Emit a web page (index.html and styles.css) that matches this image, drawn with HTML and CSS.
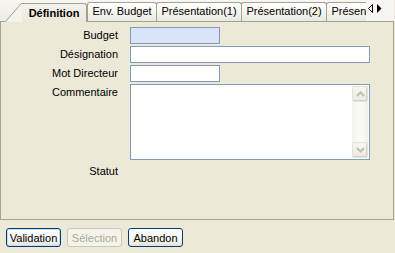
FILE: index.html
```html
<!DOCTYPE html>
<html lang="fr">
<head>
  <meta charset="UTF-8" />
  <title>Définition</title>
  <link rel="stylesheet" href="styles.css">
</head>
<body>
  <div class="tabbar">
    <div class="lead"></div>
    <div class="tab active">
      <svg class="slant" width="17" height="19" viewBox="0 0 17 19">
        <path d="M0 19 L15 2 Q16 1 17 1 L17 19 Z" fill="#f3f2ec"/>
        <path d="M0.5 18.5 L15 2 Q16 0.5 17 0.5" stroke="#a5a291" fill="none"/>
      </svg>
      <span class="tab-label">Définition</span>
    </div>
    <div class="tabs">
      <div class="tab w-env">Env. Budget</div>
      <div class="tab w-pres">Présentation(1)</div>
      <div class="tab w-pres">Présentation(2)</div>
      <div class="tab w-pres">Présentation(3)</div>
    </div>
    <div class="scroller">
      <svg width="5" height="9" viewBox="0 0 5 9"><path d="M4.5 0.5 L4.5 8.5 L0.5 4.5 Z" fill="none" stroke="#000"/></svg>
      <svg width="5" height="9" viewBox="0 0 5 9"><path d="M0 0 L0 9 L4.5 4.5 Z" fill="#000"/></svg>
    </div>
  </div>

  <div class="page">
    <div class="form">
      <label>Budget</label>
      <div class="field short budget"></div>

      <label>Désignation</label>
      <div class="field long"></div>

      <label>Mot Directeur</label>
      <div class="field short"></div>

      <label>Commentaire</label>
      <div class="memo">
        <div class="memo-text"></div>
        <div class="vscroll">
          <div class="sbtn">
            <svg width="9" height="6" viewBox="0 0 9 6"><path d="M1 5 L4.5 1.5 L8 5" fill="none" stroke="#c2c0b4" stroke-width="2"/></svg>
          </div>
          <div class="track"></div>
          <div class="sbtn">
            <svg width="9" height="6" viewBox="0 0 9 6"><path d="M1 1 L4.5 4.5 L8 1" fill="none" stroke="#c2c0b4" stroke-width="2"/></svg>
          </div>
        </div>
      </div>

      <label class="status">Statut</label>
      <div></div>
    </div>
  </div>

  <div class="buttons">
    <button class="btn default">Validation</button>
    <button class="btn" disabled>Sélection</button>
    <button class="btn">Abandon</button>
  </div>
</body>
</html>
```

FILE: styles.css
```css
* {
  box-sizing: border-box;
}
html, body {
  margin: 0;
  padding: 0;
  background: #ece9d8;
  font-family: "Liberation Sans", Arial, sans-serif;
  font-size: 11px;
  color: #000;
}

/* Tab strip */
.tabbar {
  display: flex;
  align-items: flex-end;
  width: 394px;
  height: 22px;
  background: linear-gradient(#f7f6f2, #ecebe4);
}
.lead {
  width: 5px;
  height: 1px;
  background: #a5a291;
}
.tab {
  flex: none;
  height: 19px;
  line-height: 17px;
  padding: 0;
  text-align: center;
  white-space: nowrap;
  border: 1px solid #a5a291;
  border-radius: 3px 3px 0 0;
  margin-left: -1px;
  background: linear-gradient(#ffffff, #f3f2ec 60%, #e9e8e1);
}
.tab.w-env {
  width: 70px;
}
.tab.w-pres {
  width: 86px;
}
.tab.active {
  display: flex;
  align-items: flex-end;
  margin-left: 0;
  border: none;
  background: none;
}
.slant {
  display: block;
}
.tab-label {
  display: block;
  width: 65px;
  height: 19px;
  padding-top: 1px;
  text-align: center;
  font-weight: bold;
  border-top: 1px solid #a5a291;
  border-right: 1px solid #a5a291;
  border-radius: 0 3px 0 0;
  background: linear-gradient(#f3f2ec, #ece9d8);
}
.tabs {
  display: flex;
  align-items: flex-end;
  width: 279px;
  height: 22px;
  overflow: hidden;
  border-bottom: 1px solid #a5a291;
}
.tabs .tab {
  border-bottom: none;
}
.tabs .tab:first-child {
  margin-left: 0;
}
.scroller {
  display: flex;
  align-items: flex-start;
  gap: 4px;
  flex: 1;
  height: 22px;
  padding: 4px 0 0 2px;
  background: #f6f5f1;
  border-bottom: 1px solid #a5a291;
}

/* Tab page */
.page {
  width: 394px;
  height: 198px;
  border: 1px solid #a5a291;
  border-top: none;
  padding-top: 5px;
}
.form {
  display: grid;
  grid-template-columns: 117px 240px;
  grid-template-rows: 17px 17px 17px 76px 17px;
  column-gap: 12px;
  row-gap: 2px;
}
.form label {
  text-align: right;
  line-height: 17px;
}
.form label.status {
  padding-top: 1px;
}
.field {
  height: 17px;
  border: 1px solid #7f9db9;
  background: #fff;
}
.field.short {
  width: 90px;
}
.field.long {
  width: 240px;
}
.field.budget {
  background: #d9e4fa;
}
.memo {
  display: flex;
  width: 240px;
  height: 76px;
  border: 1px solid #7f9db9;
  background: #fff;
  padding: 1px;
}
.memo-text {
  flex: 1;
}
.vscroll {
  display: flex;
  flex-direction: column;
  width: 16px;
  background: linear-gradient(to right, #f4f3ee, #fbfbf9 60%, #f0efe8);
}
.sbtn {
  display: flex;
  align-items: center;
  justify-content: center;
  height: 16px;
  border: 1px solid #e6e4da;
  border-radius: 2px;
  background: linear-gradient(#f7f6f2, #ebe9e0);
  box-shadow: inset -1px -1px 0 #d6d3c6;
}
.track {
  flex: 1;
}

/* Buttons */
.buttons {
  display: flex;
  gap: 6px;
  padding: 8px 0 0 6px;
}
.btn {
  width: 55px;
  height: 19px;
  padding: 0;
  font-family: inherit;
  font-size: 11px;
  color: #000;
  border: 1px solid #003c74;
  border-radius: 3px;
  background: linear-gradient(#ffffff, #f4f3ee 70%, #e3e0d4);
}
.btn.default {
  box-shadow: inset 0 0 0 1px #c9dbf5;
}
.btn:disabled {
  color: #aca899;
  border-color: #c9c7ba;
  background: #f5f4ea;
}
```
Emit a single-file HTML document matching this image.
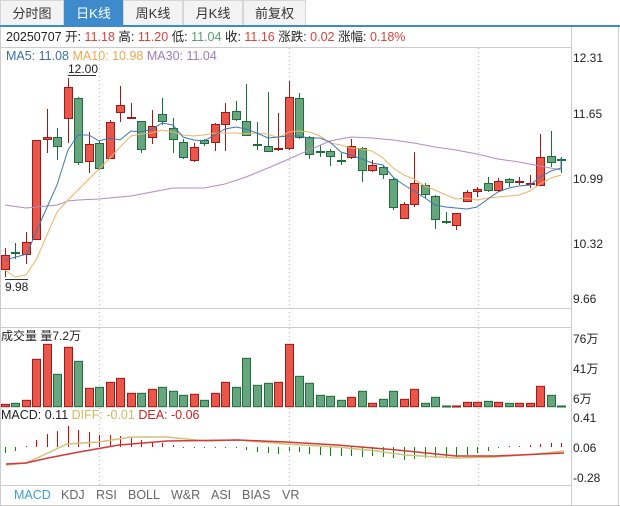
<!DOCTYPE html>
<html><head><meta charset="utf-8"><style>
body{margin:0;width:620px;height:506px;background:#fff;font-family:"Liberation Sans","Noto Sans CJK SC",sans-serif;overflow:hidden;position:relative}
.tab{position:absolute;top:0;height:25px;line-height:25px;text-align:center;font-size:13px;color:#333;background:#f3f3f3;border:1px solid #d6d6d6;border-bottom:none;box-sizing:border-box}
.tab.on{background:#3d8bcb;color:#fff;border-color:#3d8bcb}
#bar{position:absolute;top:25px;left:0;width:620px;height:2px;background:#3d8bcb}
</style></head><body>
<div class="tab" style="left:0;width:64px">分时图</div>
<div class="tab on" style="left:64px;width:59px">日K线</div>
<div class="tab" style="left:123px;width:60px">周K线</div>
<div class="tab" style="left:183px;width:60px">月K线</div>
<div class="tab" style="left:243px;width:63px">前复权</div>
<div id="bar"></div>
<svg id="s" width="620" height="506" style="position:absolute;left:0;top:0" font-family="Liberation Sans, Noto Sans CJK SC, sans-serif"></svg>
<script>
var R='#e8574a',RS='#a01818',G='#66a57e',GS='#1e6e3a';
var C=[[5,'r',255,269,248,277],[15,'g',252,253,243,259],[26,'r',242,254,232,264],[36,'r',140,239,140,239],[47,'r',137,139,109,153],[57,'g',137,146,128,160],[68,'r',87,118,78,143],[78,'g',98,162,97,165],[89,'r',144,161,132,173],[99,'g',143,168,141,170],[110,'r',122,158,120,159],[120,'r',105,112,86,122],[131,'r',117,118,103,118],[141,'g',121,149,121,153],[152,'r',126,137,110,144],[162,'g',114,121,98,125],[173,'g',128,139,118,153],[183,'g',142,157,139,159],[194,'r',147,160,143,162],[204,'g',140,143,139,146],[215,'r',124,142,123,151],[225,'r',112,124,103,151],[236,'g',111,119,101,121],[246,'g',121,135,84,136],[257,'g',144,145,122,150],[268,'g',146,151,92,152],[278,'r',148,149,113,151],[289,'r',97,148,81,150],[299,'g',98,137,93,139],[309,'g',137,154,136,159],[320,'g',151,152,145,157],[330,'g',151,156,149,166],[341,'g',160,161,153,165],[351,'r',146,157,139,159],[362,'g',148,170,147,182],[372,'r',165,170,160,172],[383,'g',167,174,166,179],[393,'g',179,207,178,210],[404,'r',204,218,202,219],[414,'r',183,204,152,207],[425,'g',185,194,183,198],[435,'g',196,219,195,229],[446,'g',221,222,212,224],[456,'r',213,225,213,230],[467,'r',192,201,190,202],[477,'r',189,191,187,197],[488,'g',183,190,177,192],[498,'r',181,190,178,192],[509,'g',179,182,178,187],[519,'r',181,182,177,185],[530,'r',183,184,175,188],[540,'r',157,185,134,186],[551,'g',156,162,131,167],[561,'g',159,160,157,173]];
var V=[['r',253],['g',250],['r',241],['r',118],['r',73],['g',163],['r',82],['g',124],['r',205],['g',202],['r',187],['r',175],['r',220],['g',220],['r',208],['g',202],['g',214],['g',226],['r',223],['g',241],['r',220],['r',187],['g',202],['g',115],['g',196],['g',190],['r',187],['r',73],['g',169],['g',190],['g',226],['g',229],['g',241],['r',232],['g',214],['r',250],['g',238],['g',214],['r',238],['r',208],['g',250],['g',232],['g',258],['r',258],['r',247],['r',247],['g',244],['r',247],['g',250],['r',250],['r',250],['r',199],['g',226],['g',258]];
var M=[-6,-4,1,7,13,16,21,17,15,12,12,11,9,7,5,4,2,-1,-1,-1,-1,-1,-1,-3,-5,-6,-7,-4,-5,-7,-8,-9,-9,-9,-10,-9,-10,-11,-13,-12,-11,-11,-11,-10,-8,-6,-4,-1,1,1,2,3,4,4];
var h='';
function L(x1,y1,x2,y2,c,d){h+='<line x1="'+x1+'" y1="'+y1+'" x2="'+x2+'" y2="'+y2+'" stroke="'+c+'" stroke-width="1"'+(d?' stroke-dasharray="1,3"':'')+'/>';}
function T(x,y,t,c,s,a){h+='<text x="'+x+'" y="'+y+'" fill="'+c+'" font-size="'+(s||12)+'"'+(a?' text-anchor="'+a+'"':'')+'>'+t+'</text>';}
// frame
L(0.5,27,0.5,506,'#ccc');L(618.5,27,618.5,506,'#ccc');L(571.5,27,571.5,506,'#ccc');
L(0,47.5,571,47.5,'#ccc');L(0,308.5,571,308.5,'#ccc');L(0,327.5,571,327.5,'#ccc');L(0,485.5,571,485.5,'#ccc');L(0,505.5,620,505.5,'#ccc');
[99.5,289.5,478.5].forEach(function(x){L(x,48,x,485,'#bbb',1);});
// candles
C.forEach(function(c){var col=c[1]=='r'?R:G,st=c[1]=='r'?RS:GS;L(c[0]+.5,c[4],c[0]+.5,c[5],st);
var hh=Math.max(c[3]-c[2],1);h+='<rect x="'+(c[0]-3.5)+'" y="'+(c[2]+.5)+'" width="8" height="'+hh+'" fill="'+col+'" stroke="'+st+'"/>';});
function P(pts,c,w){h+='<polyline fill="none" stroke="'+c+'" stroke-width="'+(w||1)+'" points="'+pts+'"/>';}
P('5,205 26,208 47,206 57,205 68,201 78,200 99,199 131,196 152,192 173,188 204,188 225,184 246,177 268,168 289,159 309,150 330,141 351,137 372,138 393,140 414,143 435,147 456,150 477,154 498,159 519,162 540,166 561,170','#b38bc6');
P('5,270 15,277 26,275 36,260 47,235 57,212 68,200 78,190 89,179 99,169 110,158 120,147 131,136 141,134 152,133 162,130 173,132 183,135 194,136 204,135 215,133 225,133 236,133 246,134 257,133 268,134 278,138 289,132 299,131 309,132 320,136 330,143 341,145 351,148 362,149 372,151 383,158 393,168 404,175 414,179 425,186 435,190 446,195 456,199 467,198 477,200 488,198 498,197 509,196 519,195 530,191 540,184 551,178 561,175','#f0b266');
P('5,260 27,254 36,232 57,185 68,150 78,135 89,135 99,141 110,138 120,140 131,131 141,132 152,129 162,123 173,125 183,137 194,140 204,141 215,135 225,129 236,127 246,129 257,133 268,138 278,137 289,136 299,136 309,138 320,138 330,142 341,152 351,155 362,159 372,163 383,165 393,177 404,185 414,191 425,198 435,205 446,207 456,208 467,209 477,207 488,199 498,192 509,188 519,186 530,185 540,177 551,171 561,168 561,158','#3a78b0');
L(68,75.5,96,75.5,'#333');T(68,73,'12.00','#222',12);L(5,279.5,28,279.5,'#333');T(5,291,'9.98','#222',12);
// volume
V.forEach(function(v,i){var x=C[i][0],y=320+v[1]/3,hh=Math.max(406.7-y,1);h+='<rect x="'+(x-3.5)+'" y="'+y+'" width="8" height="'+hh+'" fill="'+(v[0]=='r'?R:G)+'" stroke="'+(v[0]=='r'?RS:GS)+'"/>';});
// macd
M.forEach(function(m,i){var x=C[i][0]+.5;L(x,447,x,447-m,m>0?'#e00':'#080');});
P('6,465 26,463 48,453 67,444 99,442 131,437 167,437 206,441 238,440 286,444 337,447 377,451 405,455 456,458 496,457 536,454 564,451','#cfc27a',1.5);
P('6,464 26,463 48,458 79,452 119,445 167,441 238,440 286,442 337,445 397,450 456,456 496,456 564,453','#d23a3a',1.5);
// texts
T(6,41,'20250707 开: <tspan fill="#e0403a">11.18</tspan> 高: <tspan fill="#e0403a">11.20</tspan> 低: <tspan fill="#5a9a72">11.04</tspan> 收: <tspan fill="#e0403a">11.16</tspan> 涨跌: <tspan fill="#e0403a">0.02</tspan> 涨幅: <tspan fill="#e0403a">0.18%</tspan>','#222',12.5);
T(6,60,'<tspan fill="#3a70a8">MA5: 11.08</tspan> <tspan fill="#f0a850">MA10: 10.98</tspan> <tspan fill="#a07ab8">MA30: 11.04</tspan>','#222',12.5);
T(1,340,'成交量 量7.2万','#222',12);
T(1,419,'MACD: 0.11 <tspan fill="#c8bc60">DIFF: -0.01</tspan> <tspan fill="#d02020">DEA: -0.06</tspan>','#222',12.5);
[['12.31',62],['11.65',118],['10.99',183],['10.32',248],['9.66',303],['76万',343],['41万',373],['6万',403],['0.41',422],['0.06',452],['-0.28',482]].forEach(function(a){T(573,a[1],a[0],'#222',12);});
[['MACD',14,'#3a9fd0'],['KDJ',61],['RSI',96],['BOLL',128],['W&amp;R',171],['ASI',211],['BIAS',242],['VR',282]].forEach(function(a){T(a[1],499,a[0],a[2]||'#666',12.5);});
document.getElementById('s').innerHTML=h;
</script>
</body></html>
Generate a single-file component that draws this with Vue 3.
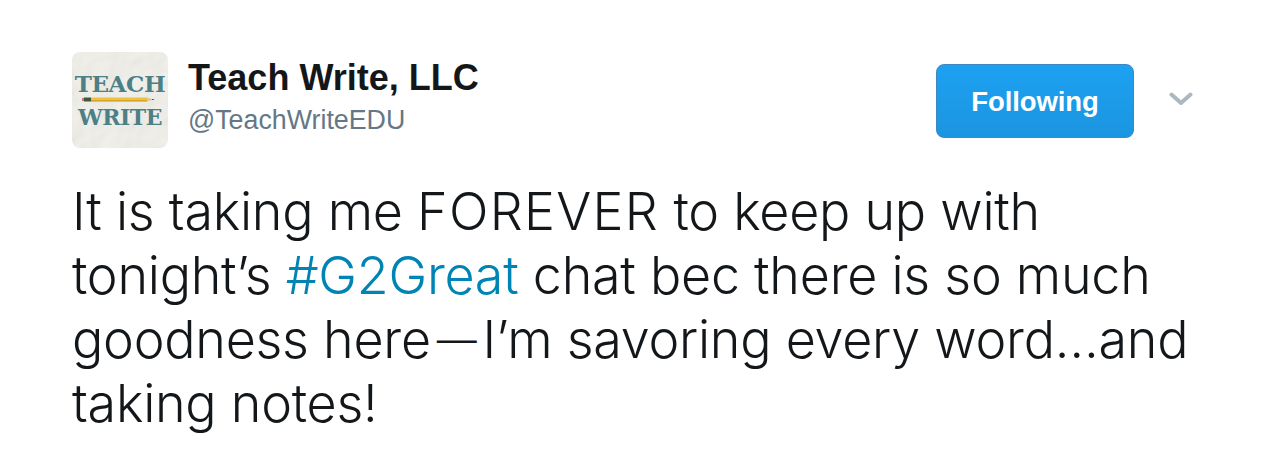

※ ※ ※

*What you need to do*
Write out every line from the entries where "styles" appears.

*Reply to the exercise*
Emit a web page (index.html and styles.css) that matches this image, drawn with HTML and CSS.
  <link rel="stylesheet" href="styles.css">
FILE: styles.css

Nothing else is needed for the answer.